The request: Find each line containing the string "styles". Copy it.

───

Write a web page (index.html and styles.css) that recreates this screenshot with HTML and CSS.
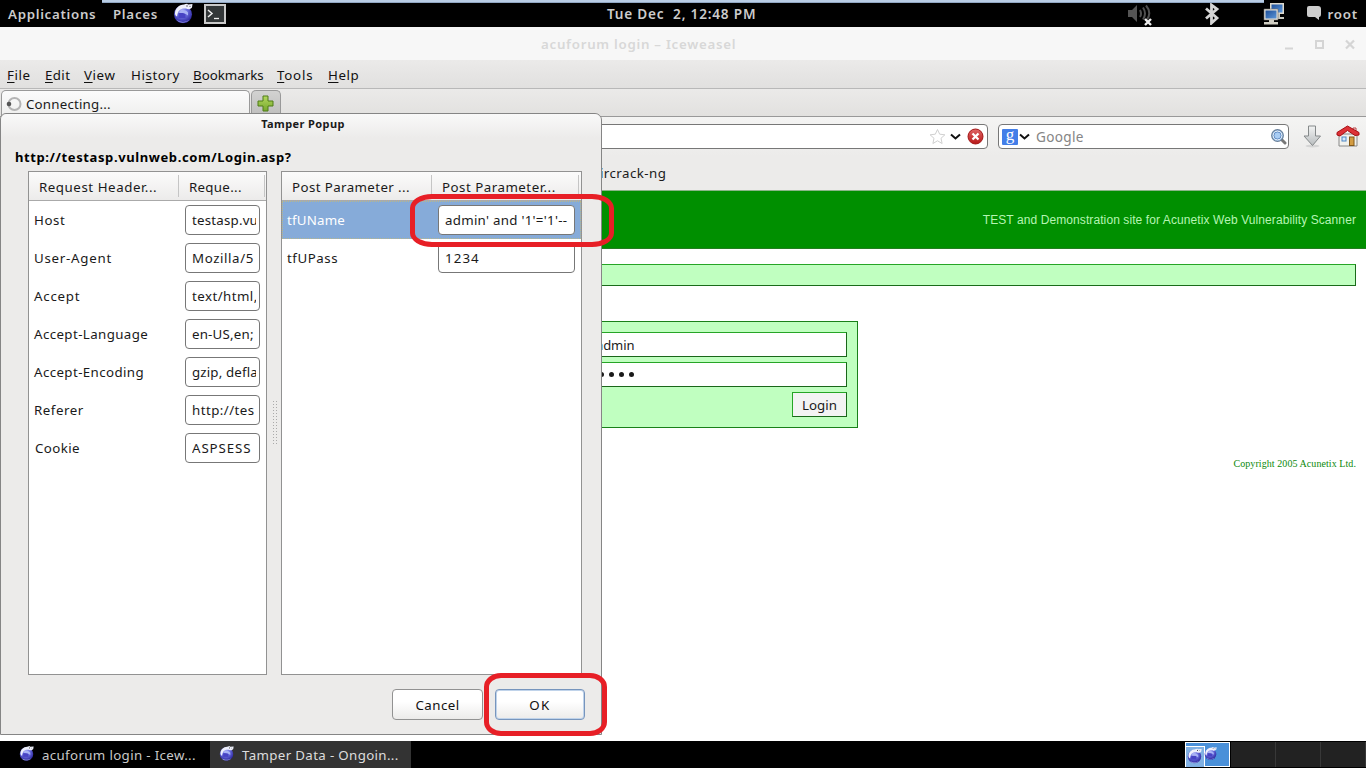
FILE: index.html
```html
<!DOCTYPE html>
<html lang="en">
<head>
<meta charset="utf-8">
<title>acuforum login - Iceweasel</title>
<link rel="stylesheet" href="styles.css">
</head>
<body>
<svg class="defs" width="0" height="0">
  <defs>
    <radialGradient id="globe" cx=".45" cy=".35" r=".65"><stop offset="0" stop-color="#c3cbfa"/><stop offset=".4" stop-color="#6f74e4"/><stop offset="1" stop-color="#2a239c"/></radialGradient>
    <linearGradient id="plus" x2="0" y2="1"><stop offset="0" stop-color="#b4d860"/><stop offset="1" stop-color="#75a72c"/></linearGradient>
    <linearGradient id="screen" x2="1" y2="1"><stop offset="0" stop-color="#1e4f99"/><stop offset="1" stop-color="#5c96d8"/></linearGradient>
    <linearGradient id="stop" x2="0" y2="1"><stop offset="0" stop-color="#e06666"/><stop offset="1" stop-color="#b81818"/></linearGradient>
    <linearGradient id="arrow" x2="0" y2="1"><stop offset="0" stop-color="#f2f3f3"/><stop offset="1" stop-color="#b9bdbf"/></linearGradient>
    <symbol id="weasel" viewBox="0 0 20 20">
      <circle cx="10" cy="10.800" r="9" fill="url(#globe)"/>
      <path d="M4 16.500c3 2.500 9 2.500 12 0-1.500 3-10.500 3.500-12 0Z" fill="#b9c3f2"/>
      <path d="M5.500 9.500h7v5h-7Z" fill="#4743c4"/>
      <path d="M6 9c2-3 7-3 9 0v3c-2-2-6-3-9-3Z" fill="#a8b2f4"/>
      <path d="M2 10C2 5 6 1 11 1l3-1 1 1 4.500-.5-.5 3.500c-1.500 2-4 2.300-6 1C8 4.500 5 6 4 13c-1-.500-2-1.500-2-3Z" fill="#eef0fb"/>
      <circle cx="14" cy="2.500" r=".7" fill="#444"/><circle cx="17" cy="2.800" r=".6" fill="#555"/>
    </symbol>
  </defs>
</svg>
<div class="desktop">
  <header class="panel">
    <span class="p-apps">Applications</span>
    <span class="p-places">Places</span>
    <svg class="p-globe" width="20" height="21" viewBox="0 0 20 20"><use href="#weasel"/></svg>
    <svg class="p-term" width="22" height="20"><rect x="1" y="1" width="20" height="18" fill="#333738" stroke="#c9c9c9" stroke-width="2"/><path d="M4 6l4 3.500L4 13" fill="none" stroke="#eee" stroke-width="1.500"/><path d="M10 14.500h5" stroke="#eee" stroke-width="1.300"/></svg>
    <span class="p-clock">Tue Dec&nbsp; 2, 12:48 PM</span>
    <div class="tray">
      <svg width="26" height="24"><path d="M1 8h4l5-5v17l-5-5H1Z" fill="#555"/><path d="M13 8q2 4 0 7M16 5.500q4 6 0 12M19 3.500q6 7 1 14" fill="none" stroke="#505050" stroke-width="2"/><path d="M18 17l6 6m0-6l-6 6" stroke="#eee" stroke-width="2.400"/></svg>
      <svg width="16" height="22"><path d="M2 5.500l11 9.500-5.500 5V2L13 6 2 15.500" fill="none" stroke="#d5d5d5" stroke-width="2.800"/></svg>
      <svg width="23" height="24"><path d="M7 1h14v11H7Z" fill="#ddd9cd"/><path d="M8.500 2.500h11v8h-11Z" fill="url(#screen)"/><path d="M12 12h5v3h4v2H10" fill="#c9c9bf"/><path d="M1 7h14v11H1Z" fill="#e5e2d8" stroke="#666" stroke-width=".6"/><path d="M2.500 8.500h11v8h-11Z" fill="url(#screen)"/><path d="M6 18h5v2h4v2.500H1V20h5Z" fill="#d0cec3"/></svg>
      <svg width="16" height="16"><path d="M3 1h9q3 0 3 3v5q0 3-2 3v3l-4-3H3q-2 0-2-2V3q0-2 2-2Z" fill="#ccc"/></svg>
      <span>root</span>
    </div>
    <i class="strip"></i>
  </header>

  <div class="titlebar"><span>acuforum login – Iceweasel</span>
    <svg width="76" height="16"><path d="M1 12.500h8" stroke="#d5d5d5" stroke-width="2"/><rect x="32" y="5" width="7" height="7" fill="none" stroke="#d5d5d5" stroke-width="2"/><path d="M62 4.500l8 8m0-8l-8 8" stroke="#d5d5d5" stroke-width="2.300"/></svg>
  </div>

  <nav class="menubar">
    <span class="m1"><u>F</u>ile</span><span class="m2"><u>E</u>dit</span><span class="m3"><u>V</u>iew</span><span class="m4">Hi<u>s</u>tory</span><span class="m5"><u>B</u>ookmarks</span><span class="m6"><u>T</u>ools</span><span class="m7"><u>H</u>elp</span>
  </nav>

  <div class="tabbar">
    <div class="tab"><svg width="16" height="16"><circle cx="8.500" cy="8" r="6" fill="none" stroke="#b4b4b4" stroke-width="2"/><circle cx="3" cy="8" r="2.300" fill="#555"/></svg><span>Connecting...</span></div>
    <div class="newtab"><svg width="17" height="17"><path d="M6 1h5v5h5v5h-5v5H6v-5H1V6h5Z" fill="url(#plus)" stroke="#4e7d16"/></svg></div>
  </div>

  <div class="navbar">
    <div class="urlbar">
      <svg width="17" height="17"><path d="M8.500 1.500l2.200 4.700 5.200.6-3.900 3.500 1.100 5.200-4.600-2.700-4.600 2.700 1.100-5.200-3.900-3.500 5.200-.6Z" fill="#fff" stroke="#d0d0d0"/></svg>
      <svg class="chev" width="11" height="8"><path d="M1 1.500l4.500 4 4.500-4" fill="none" stroke="#111" stroke-width="2"/></svg>
      <svg width="17" height="17"><circle cx="8.500" cy="8.500" r="7.500" fill="url(#stop)" stroke="#a31616"/><path d="M5.500 5.500l6 6m0-6l-6 6" stroke="#fff" stroke-width="2.300"/></svg>
    </div>
    <div class="search">
      <span class="g">g</span>
      <svg width="11" height="8"><path d="M1 1.500l4.500 4 4.500-4" fill="none" stroke="#111" stroke-width="2"/></svg>
      <span class="ph">Google</span>
      <svg width="17" height="17"><path d="M11 11l4 4" stroke="#777" stroke-width="3" stroke-linecap="round"/><circle cx="7.500" cy="7.500" r="5.800" fill="#a9cdf2" stroke="#687f99" stroke-width="1.200"/><circle cx="7.500" cy="7.500" r="4.200" fill="#a9cdf4" stroke="#fff" stroke-width="1"/><circle cx="7.500" cy="7.500" r="3.600" fill="none" stroke="#4b7ab8" stroke-width=".8"/></svg>
    </div>
    <svg class="down" width="19" height="23"><ellipse cx="9.500" cy="21" rx="7" ry="1.500" fill="#d5d5d5"/><path d="M5.500 1h7v10H17.500L9.500 20.500 1 11h4.500Z" fill="url(#arrow)" stroke="#85898a"/></svg>
    <svg class="home" width="24" height="23"><path d="M3 9h18v12H3Z" fill="#f1f1ed" stroke="#888"/><path d="M17 3h3v5h-3Z" fill="#eee" stroke="#b44"/><path d="M1 10V7.500L11.500 1 23 7.500V10L19 10.500 11.500 5.500 4 11Z" fill="#dd3237" stroke="#a80f14"/><rect x="6" y="12" width="4" height="4" fill="#d6e9fb" stroke="#4e87c4"/><rect x="13.500" y="12" width="4.500" height="8.500" fill="#d39c42" stroke="#80581b"/></svg>
  </div>
  <div class="bookmarks"><span>Aircrack-ng</span></div>

  <main class="site">
    <div class="banner">TEST and Demonstration site for Acunetix Web Vulnerability Scanner</div>
    <div class="sitemenu"></div>
    <div class="login">
      <div class="in">admin</div>
      <div class="in pw"><i></i><i></i><i></i><i></i></div>
      <div class="btn">Login</div>
    </div>
    <div class="copy">Copyright 2005 Acunetix Ltd.</div>
  </main>

  <footer class="taskbar">
    <div class="task"><svg width="15" height="15" viewBox="0 0 20 20"><use href="#weasel"/></svg><span>acuforum login - Icew...</span></div>
    <div class="task active"><svg width="15" height="15" viewBox="0 0 20 20"><use href="#weasel"/></svg><span>Tamper Data - Ongoin...</span></div>
    <div class="pager">
      <div class="ws on"><div class="mini"><svg width="15" height="16" viewBox="0 0 20 20"><use href="#weasel"/></svg></div><svg class="second" width="13" height="15" viewBox="0 0 20 20"><use href="#weasel"/></svg></div>
      <div class="ws"></div><div class="ws"></div><div class="ws"></div>
    </div>
  </footer>

  <section class="popup">
    <div class="ptitle">Tamper Popup</div>
    <div class="purl">http://testasp.vulnweb.com/Login.asp?</div>
    <div class="grids">
      <div class="grid left">
        <div class="head"><span class="h1">Request Header...</span><span class="h2">Reque...</span></div>
        <div class="row"><span class="t1">Host</span><div class="field"><b class="f1">testasp.vu</b></div></div>
        <div class="row"><span class="t2">User-Agent</span><div class="field"><b class="f2">Mozilla/5</b></div></div>
        <div class="row"><span class="t3">Accept</span><div class="field"><b class="f3">text/html,</b></div></div>
        <div class="row"><span class="t4">Accept-Language</span><div class="field"><b class="f4">en-US,en;</b></div></div>
        <div class="row"><span class="t5">Accept-Encoding</span><div class="field"><b class="f5">gzip, defla</b></div></div>
        <div class="row"><span class="t6">Referer</span><div class="field"><b class="f6">http://tes</b></div></div>
        <div class="row"><span class="t7">Cookie</span><div class="field"><b class="f7">ASPSESS</b></div></div>
      </div>
      <div class="splitter"><i></i></div>
      <div class="grid right">
        <div class="head"><span class="h3">Post Parameter ...</span><span class="h4">Post Parameter...</span></div>
        <div class="row sel"><span class="t8">tfUName</span><div class="field"><b class="inj">admin' and '1'='1'--</b></div></div>
        <div class="row"><span class="t9">tfUPass</span><div class="field"><b class="num">1234</b></div></div>
      </div>
    </div>
    <div class="actions"><div class="button">Cancel</div><div class="button ok">OK</div></div>
  </section>
  <div class="mark mark-field"></div>
  <div class="mark mark-ok"></div>
</div>
</body>
</html>
```
FILE: styles.css
```css
* { box-sizing: border-box; }
body { margin: 0; font: 13.3px/18px "Noto Sans", "Open Sans", sans-serif; color: #1a1a1a; }
svg { display: block; flex: none; }
.defs { position: absolute; }
.desktop { position: relative; width: 1366px; height: 768px; overflow: hidden; display: flex; flex-direction: column; background: #fff; white-space: nowrap; }

.panel { position: relative; height: 27px; flex: none; background: #000; color: #ccc; font-weight: 600; font-size: 13.3px; display: flex; align-items: center; padding: 1px 8px 0; }
.strip { position: absolute; left: 102px; top: 0; width: 1162px; height: 3px; background: #b9cde5; border-bottom: 1px solid #91a7c3; }
.p-apps { width: 105px; letter-spacing: .7px; }
.p-places { width: 60px; letter-spacing: .75px; }
.p-globe { margin-top: -2px; }
.p-term { margin: -1px 0 0 11px; }
.p-clock { margin-left: 381px; width: 521px; font-size: 13.6px; letter-spacing: .8px; }
.tray { display: flex; align-items: center; }
.tray svg:nth-child(1) { margin-top: -1px; }
.tray svg:nth-child(2) { margin: -1px 0 0 51px; }
.tray svg:nth-child(3) { margin: -1px 0 0 43px; }
.tray svg:nth-child(4) { margin: -2px 0 0 20px; }
.tray span { margin-left: 5px; letter-spacing: .8px; }

.titlebar { height: 33px; flex: none; background: #f7f7f7; color: #d8d8d8; font-weight: 600; letter-spacing: .72px; display: flex; align-items: center; padding: 1px 6px 0 541px; justify-content: space-between; }
.menubar { height: 29px; flex: none; background: linear-gradient(#ebeae9, #e1e0df); border-bottom: 1px solid #b8b8b8; display: flex; align-items: center; padding: 2px 0 0 7px; color: #111; letter-spacing: .6px; }
.menubar u { text-underline-offset: 2px; }
.m1 { width: 38px; } .m2 { width: 39px; letter-spacing: .4px; } .m3 { width: 47px; } .m4 { width: 62px; } .m5 { width: 84px; letter-spacing: 0; } .m6 { width: 51px; letter-spacing: .8px; }
.tabbar { height: 28px; flex: none; background: linear-gradient(#ebeae9, #e2e1df); border-bottom: 1px solid #999; display: flex; padding: 1px 0 0 1px; gap: 1px; }
.tab { width: 249px; border: 1px solid #999; border-bottom: 0; border-radius: 5px 5px 0 0; background: linear-gradient(#fbfbfb, #efefee); display: flex; align-items: center; gap: 4px; padding-left: 4px; letter-spacing: .2px; }
.newtab { width: 30px; border: 1px solid #999; border-bottom: 0; border-radius: 5px 5px 0 0; background: linear-gradient(#d2d2d1, #bebebd); display: flex; padding: 4px 0 0 5px; }
.navbar { height: 39px; flex: none; background: linear-gradient(#f4f4f3, #ecebea); display: flex; padding-top: 7px; }
.urlbar, .search { height: 25px; background: #fff; border: 1px solid #777; border-radius: 4px; display: flex; align-items: center; }
.urlbar { width: 688px; margin-left: 300px; justify-content: flex-end; padding-right: 3px; }
.chev { margin: 0 6px 0 4px; }
.search { width: 291px; margin-left: 10px; padding: 0 1px 0 3px; }
.g { width: 16px; height: 16px; border-radius: 1px; background: #437ee8; color: #fff; font: 17px/12px "Liberation Serif", serif; text-align: center; margin-right: 1px; }
.ph { margin-left: 6px; color: #858585; font-size: 13.6px; letter-spacing: .3px; flex: 1; }
.down { margin: 1px 0 0 14px; }
.home { margin: 1px 0 0 14px; }
.bookmarks { height: 34px; flex: none; background: #ecebea; padding: 8px 0 0 591px; letter-spacing: .45px; }

.site { height: 551px; flex: none; background: #fff; padding-right: 10px; }
.banner { height: 59px; margin-right: -10px; background: #008f00; border-top: 1px solid #8ab588; border-bottom: 1px solid #237d20; color: #b5f5b3; font: 12px/58px "Liberation Sans", Arial, sans-serif; text-align: right; padding-right: 10px; letter-spacing: .09px; }
.sitemenu { height: 22px; margin: 15px 0 0 10px; background: #c0ffc0; border: 1px solid #1a6b1a; border-top-color: #26a526; }
.login { width: 358px; height: 107px; margin: 35px 0 0 500px; background: #c0ffc0; border: 1px solid #198019; padding: 10px; display: flex; flex-direction: column; align-items: flex-end; gap: 5px; }
.in, .btn { height: 25px; border: 1px solid #1a661a; border-top-color: #26a526; background: #fff; display: flex; align-items: center; }
.in { width: 320px; padding-left: 68px; font-size: 13px; letter-spacing: -.1px; }
.pw { gap: 5px; padding-left: 71px; }
.pw i { width: 5px; height: 5px; border-radius: 50%; background: #1a1a1a; }
.btn { width: 55px; background: #f3f3f3; justify-content: center; border-left-color: #26a526; }
.copy { margin-top: 30px; text-align: right; color: #0b8a0b; font: 10px/12px "Liberation Serif", serif; letter-spacing: .07px; }

.taskbar { height: 27px; flex: none; background: #000; display: flex; color: #c9c9c9; letter-spacing: .35px; }
.task { display: flex; align-items: center; width: 210px; padding: 1px 0 0 19px; gap: 8px; }
.task svg { margin-top: -3px; }
.active { width: 201px; padding-left: 9px; background: #333; color: #ddd; }
.pager { margin-left: auto; display: flex; padding: 1px 0; }
.ws { width: 45px; height: 25px; border-right: 1px solid #383838; background: #222; }
.on { border: 1px solid #fff; background: #4a90d9; display: flex; margin-right: 1px; width: 45px; }
.mini { width: 19px; height: 21px; margin-top: 3px; border: 1px solid #fff; border-left: 0; border-bottom: 0; background: #80b0e3; padding: 1px 0 0 1px; }
.second { margin: 3px 0 0 -1px; }

.popup { position: absolute; left: 0; top: 113px; width: 602px; height: 622px; background: #ecebea; border: 1px solid #858585; border-radius: 6px 7px 0 0; display: flex; flex-direction: column; }
.ptitle { height: 24px; border-radius: 6px 7px 0 0; background: linear-gradient(#f9f9f9, #ecebea); text-align: center; font-size: 11px; line-height: 20px; font-weight: 700; padding-left: 4px; letter-spacing: .4px; }
.purl { font-weight: 700; font-size: 13px; color: #000; margin-left: 14px; height: 33px; line-height: 39px; letter-spacing: .6px; }
.grids { display: flex; margin-left: 27px; height: 504px; }
.grid { border: 1px solid #929292; background: #fff; letter-spacing: .55px; }
.left { width: 239px; }
.right { width: 301px; }
.splitter { width: 14px; display: flex; align-items: center; justify-content: center; }
.splitter i { width: 5px; height: 46px; background: radial-gradient(circle, #aaa 35%, transparent 40%) 0 0 / 3px 3px; }
.head { display: flex; height: 29px; background: linear-gradient(#fbfbfb, #ecebea); border-bottom: 1px solid #aaa; align-items: center; padding: 3px 0; }
.head span { height: 22px; line-height: 24px; border-right: 1px solid #c5c5c5; padding-left: 10px; }
.h1 { width: 150px; }
.h2 { width: 86px; letter-spacing: .3px; }
.h3 { width: 150px; letter-spacing: .4px; }
.h4 { width: 147px; letter-spacing: .5px; }
.row { height: 38px; display: flex; align-items: center; justify-content: space-between; padding: 0 6px 0 5px; }
.t2, .t3 { letter-spacing: .75px; }
.t4, .t5 { letter-spacing: .4px; }
.t7 { letter-spacing: .4px; padding-left: 1px; }
.t8 { letter-spacing: .2px; }
.field { width: 75px; height: 30px; border: 1px solid #777; border-radius: 4px; background: #fff; padding: 0 3px 0 6px; display: flex; align-items: center; }
.field b { font-weight: 400; overflow: hidden; width: 100%; }
.f1 { letter-spacing: .2px; }
.f2 { letter-spacing: .6px; }
.f3 { letter-spacing: .45px; }
.f4 { letter-spacing: .2px; }
.f5 { letter-spacing: .15px; }
.f6 { letter-spacing: .45px; }
.f7 { letter-spacing: .9px; }
.inj { letter-spacing: .28px; }
.num { letter-spacing: 1.100px; }
.right .field { width: 137px; }
.sel { background: #86abd9; color: #fff; border: 1px dotted #b9b78a; padding: 0 5px 0 4px; }
.sel .field { color: #1a1a1a; }
.actions { display: flex; justify-content: flex-end; gap: 12px; padding: 14px 16px 0 0; }
.button { width: 91px; height: 31px; border: 1px solid #929292; border-radius: 4px; background: linear-gradient(#fff 40%, #ecebea); text-align: center; line-height: 31px; color: #111; letter-spacing: .45px; }
.ok { width: 90px; border-color: #7795bd; box-shadow: inset 0 0 0 1px #c0d3ea; letter-spacing: 1.400px; }
.mark { position: absolute; border: 5px solid #e71f26; }
.mark-field { left: 410px; top: 194px; width: 204px; height: 53px; border-radius: 22px / 14px; }
.mark-ok { left: 484px; top: 673px; width: 123px; height: 63px; border-radius: 17px / 14px; }
```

───

Result of this exercise:
Write a web page (index.html and styles.css) that recreates this screenshot with HTML and CSS.
<link rel="stylesheet" href="styles.css">
FILE: styles.css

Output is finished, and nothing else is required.